▶ [Challenge]
Transcribe each line of the material as it is, and drop any picture.

▶ [Data excerpt]
[BEGIN]
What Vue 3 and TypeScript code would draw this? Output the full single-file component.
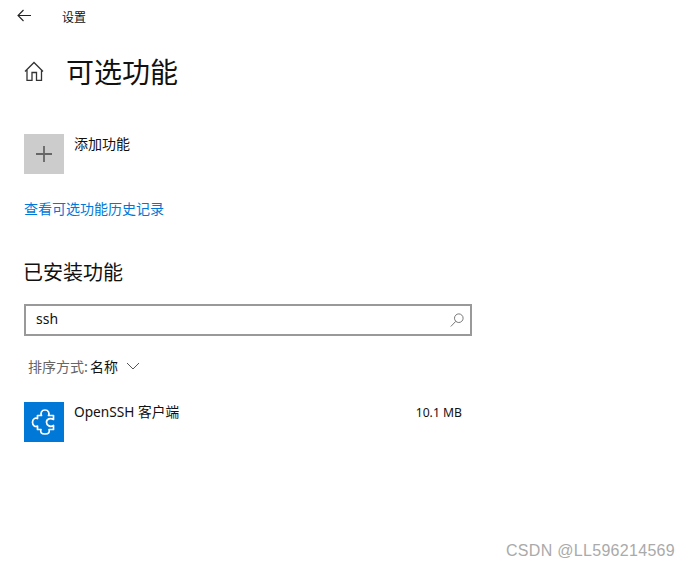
<script setup lang="ts">
const title = '可选功能'
</script>

<template>
  <div class="page">
    <header class="topbar">
      <svg class="back" width="16" height="16" viewBox="0 0 16 16" fill="none" stroke="#222" stroke-width="1.1">
        <path d="M15 7.500H2M7.500 2 2 7.500 7.500 13" />
      </svg>
      <span class="top-title">设置</span>
    </header>
    <div class="heading">
      <svg class="home" width="20" height="20" viewBox="0 0 20 20" fill="none" stroke="#333" stroke-width="1.300">
        <path d="M1 10.500 10 1.500l9 9M3 8.500V19.500h5V11.500h4.500v8h5V8.500" />
      </svg>
      <h1>{{ title }}</h1>
    </div>
    <div class="add">
      <div class="add-box">
        <svg width="18" height="18" viewBox="0 0 18 18" stroke="#666" stroke-width="1.800"><path d="M9 1v16M1 9h16" /></svg>
      </div>
      <span class="label">添加功能</span>
    </div>
    <a class="link">查看可选功能历史记录</a>
    <h2>已安装功能</h2>
    <div class="search">
      <span class="query">ssh</span>
      <svg width="16" height="16" viewBox="0 0 16 16" fill="none" stroke="#777" stroke-width="1"><circle cx="9.800" cy="6.200" r="4.300" /><path d="M6.800 9.300 1.800 14.500" /></svg>
    </div>
    <div class="sort">
      <span class="sort-key">排序方式:</span>
      <span class="sort-val">名称</span>
      <svg width="14" height="8" viewBox="0 0 14 8" fill="none" stroke="#555" stroke-width="1"><path d="M1 1l6 6 6-6" /></svg>
    </div>
    <div class="row">
      <div class="tile">
        <svg width="40" height="40" viewBox="0 0 40 40" fill="none" stroke="#fff" stroke-width="1.700" stroke-linejoin="round">
          <path d="M13.500 13.500H17.500C16.300 11 17.500 8 21 8S25.700 11 24.500 13.500H29.500V17.500C26.500 15.500 22.500 17 22.500 20.300S26.500 25.500 29.500 23.500V27.500H25C26 30 25 32 21 32S16 30 17 27.500H13.500V24C11.500 25.200 8.500 24 8.500 20.300S11.500 15.400 13.500 16.500Z" />
        </svg>
      </div>
      <span class="label name">OpenSSH 客户端</span>
      <span class="size">10.1 MB</span>
    </div>
    <div class="mark">CSDN @LL596214569</div>
  </div>
</template>

<style>
html, body { margin: 0; background: #fff; }
</style>

<style scoped>
.page {
  position: relative;
  width: 690px;
  height: 566px;
  overflow: hidden;
  box-sizing: border-box;
  padding-left: 24px;
  font-family: "Noto Sans CJK SC", "Noto Sans", sans-serif;
  color: #111;
}
.topbar { display: flex; align-items: center; height: 32px; margin-left: -8px; }
.back { flex: none; }
.top-title { margin-left: 30px; font-size: 12px; }
.heading { display: flex; align-items: center; margin-top: 20px; height: 38px; }
.home { flex: none; }
h1 { margin: 0 0 0 23px; font-size: 28px; font-weight: 400; line-height: 38px; transform: translateX(-1px); }
.add { display: flex; align-items: flex-start; margin-top: 44px; }
.add-box { width: 40px; height: 40px; background: #ccc; display: flex; align-items: center; justify-content: center; }
.label { font-size: 14px; line-height: 20px; margin-left: 10px; margin-top: -1px; }
.link { display: block; margin-top: 24px; font-size: 14px; line-height: 20px; color: #0078d7; }
h2 { margin: 40px 0 0 -1px; font-size: 20px; font-weight: 400; line-height: 28px; }
.search {
  box-sizing: border-box;
  width: 448px;
  height: 32px;
  margin-top: 18px;
  border: 2px solid #999;
  display: flex;
  align-items: center;
  justify-content: space-between;
  padding: 0 5px 0 10px;
}
.query { font-size: 14px; font-family: "Noto Sans", sans-serif; margin-top: -3px; }
.sort { display: flex; align-items: center; margin: 20px 0 0 4px; height: 20px; font-size: 14px; }
.sort-key { color: #666; }
.sort-val { margin-left: 2px; color: #111; }
.sort svg { margin-left: 8px; }
.row { display: flex; align-items: flex-start; margin-top: 26px; width: 438px; }
.tile { width: 40px; height: 40px; background: #0078d7; display: flex; align-items: center; justify-content: center; flex: none; }
.name { flex: 1; font-family: "Noto Sans", "Noto Sans CJK SC", sans-serif; font-size: 13.7px; margin-top: 0; }
.size { font-size: 12.200px; line-height: 20px; font-family: "Noto Sans", sans-serif; margin-top: 1px; }
.mark {
  position: absolute;
  right: 15px;
  bottom: 6px;
  font-family: "Liberation Sans", sans-serif;
  font-size: 16px;
  letter-spacing: 0.3px;
  color: #aaa;
}
</style>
[END]
▶ [Result for this task]
What Vue 3 and TypeScript code would draw this? Output the full single-file component.
<script setup lang="ts">
const title = '可选功能'
</script>

<template>
  <div class="page">
    <header class="topbar">
      <svg class="back" width="16" height="16" viewBox="0 0 16 16" fill="none" stroke="#222" stroke-width="1.1">
        <path d="M15 7.500H2M7.500 2 2 7.500 7.500 13" />
      </svg>
      <span class="top-title">设置</span>
    </header>
    <div class="heading">
      <svg class="home" width="20" height="20" viewBox="0 0 20 20" fill="none" stroke="#333" stroke-width="1.300">
        <path d="M1 10.500 10 1.500l9 9M3 8.500V19.500h5V11.500h4.500v8h5V8.500" />
      </svg>
      <h1>{{ title }}</h1>
    </div>
    <div class="add">
      <div class="add-box">
        <svg width="18" height="18" viewBox="0 0 18 18" stroke="#666" stroke-width="1.800"><path d="M9 1v16M1 9h16" /></svg>
      </div>
      <span class="label">添加功能</span>
    </div>
    <a class="link">查看可选功能历史记录</a>
    <h2>已安装功能</h2>
    <div class="search">
      <span class="query">ssh</span>
      <svg width="16" height="16" viewBox="0 0 16 16" fill="none" stroke="#777" stroke-width="1"><circle cx="9.800" cy="6.200" r="4.300" /><path d="M6.800 9.300 1.800 14.500" /></svg>
    </div>
    <div class="sort">
      <span class="sort-key">排序方式:</span>
      <span class="sort-val">名称</span>
      <svg width="14" height="8" viewBox="0 0 14 8" fill="none" stroke="#555" stroke-width="1"><path d="M1 1l6 6 6-6" /></svg>
    </div>
    <div class="row">
      <div class="tile">
        <svg width="40" height="40" viewBox="0 0 40 40" fill="none" stroke="#fff" stroke-width="1.700" stroke-linejoin="round">
          <path d="M13.500 13.500H17.500C16.300 11 17.500 8 21 8S25.700 11 24.500 13.500H29.500V17.500C26.500 15.500 22.500 17 22.500 20.300S26.500 25.500 29.500 23.500V27.500H25C26 30 25 32 21 32S16 30 17 27.500H13.500V24C11.500 25.200 8.500 24 8.500 20.300S11.500 15.400 13.500 16.500Z" />
        </svg>
      </div>
      <span class="label name">OpenSSH 客户端</span>
      <span class="size">10.1 MB</span>
    </div>
    <div class="mark">CSDN @LL596214569</div>
  </div>
</template>

<style>
html, body { margin: 0; background: #fff; }
</style>

<style scoped>
.page {
  position: relative;
  width: 690px;
  height: 566px;
  overflow: hidden;
  box-sizing: border-box;
  padding-left: 24px;
  font-family: "Noto Sans CJK SC", "Noto Sans", sans-serif;
  color: #111;
}
.topbar { display: flex; align-items: center; height: 32px; margin-left: -8px; }
.back { flex: none; }
.top-title { margin-left: 30px; font-size: 12px; }
.heading { display: flex; align-items: center; margin-top: 20px; height: 38px; }
.home { flex: none; }
h1 { margin: 0 0 0 23px; font-size: 28px; font-weight: 400; line-height: 38px; transform: translateX(-1px); }
.add { display: flex; align-items: flex-start; margin-top: 44px; }
.add-box { width: 40px; height: 40px; background: #ccc; display: flex; align-items: center; justify-content: center; }
.label { font-size: 14px; line-height: 20px; margin-left: 10px; margin-top: -1px; }
.link { display: block; margin-top: 24px; font-size: 14px; line-height: 20px; color: #0078d7; }
h2 { margin: 40px 0 0 -1px; font-size: 20px; font-weight: 400; line-height: 28px; }
.search {
  box-sizing: border-box;
  width: 448px;
  height: 32px;
  margin-top: 18px;
  border: 2px solid #999;
  display: flex;
  align-items: center;
  justify-content: space-between;
  padding: 0 5px 0 10px;
}
.query { font-size: 14px; font-family: "Noto Sans", sans-serif; margin-top: -3px; }
.sort { display: flex; align-items: center; margin: 20px 0 0 4px; height: 20px; font-size: 14px; }
.sort-key { color: #666; }
.sort-val { margin-left: 2px; color: #111; }
.sort svg { margin-left: 8px; }
.row { display: flex; align-items: flex-start; margin-top: 26px; width: 438px; }
.tile { width: 40px; height: 40px; background: #0078d7; display: flex; align-items: center; justify-content: center; flex: none; }
.name { flex: 1; font-family: "Noto Sans", "Noto Sans CJK SC", sans-serif; font-size: 13.7px; margin-top: 0; }
.size { font-size: 12.200px; line-height: 20px; font-family: "Noto Sans", sans-serif; margin-top: 1px; }
.mark {
  position: absolute;
  right: 15px;
  bottom: 6px;
  font-family: "Liberation Sans", sans-serif;
  font-size: 16px;
  letter-spacing: 0.3px;
  color: #aaa;
}
</style>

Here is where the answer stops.